To complement Che and his team's achievements, the expertise of researchers from Chinese Academy of Sciences has contributed to devising new metal catalysts for the photochemical reduction of water to hydrogen and carbon-dioxide fixation. A highly efficient photocatalytic system for hydrogen production by a robust hydrogenase mimic in a aqueous solution was recently reported. Fu and his team have been working on the design of supramolecular photocatalysts consisting of Cu(I), Co(II) and Ni(II) complexes with long-lived excited states capable of reducing CO2 to CO and CH3OH.

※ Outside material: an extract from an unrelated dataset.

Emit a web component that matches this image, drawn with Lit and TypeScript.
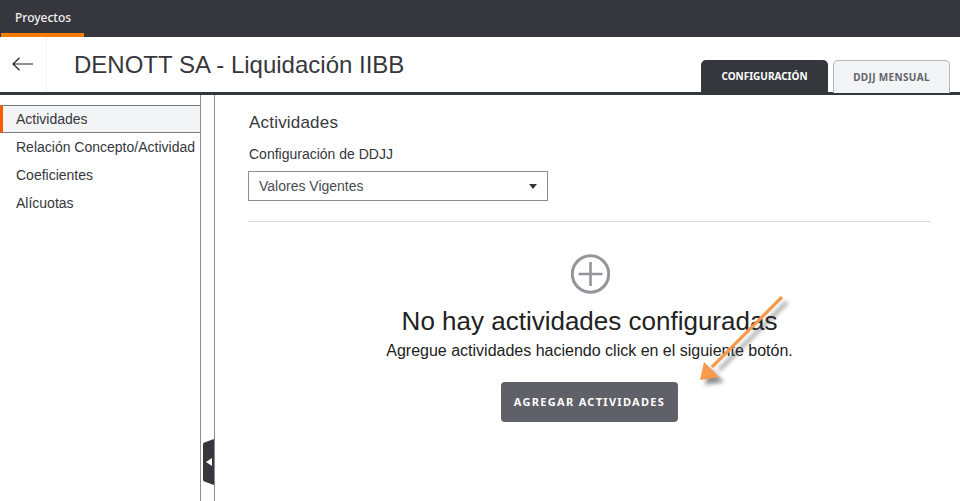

These complexes exhibiting absorption bands in the visible region are used as photosensitizers and/or sites for CO2-reduction. The Chinese Academy of Sciences' researchers are working towards the development of photochemical active transition metal complexes covalently linked to nano-carbon materials (e.g., graphene) and/or semiconductor materials (e.g., TiO2 and Ta2O5) and impregnation into MOF CO2 capture membranes for the conversion of CO2 and H2O to CH3OH or HCOOH upon irradiation with visible light.
Che and Fu's research has been published in many international journals including: Topics in Current Chemistry, 2004, 241, 27-63,J. Am. Chem. Soc., 2010, 132, 1322913239; Chem. Commun. 2011, 47, 1120411206; J. Am. Chem. Soc., 1990, 112, 2284229, Angew. Chem. Int. Ed., 2012, 124, 2708-2711, Angew. Chem. Int. Ed., 2011, 50, 3193-3197.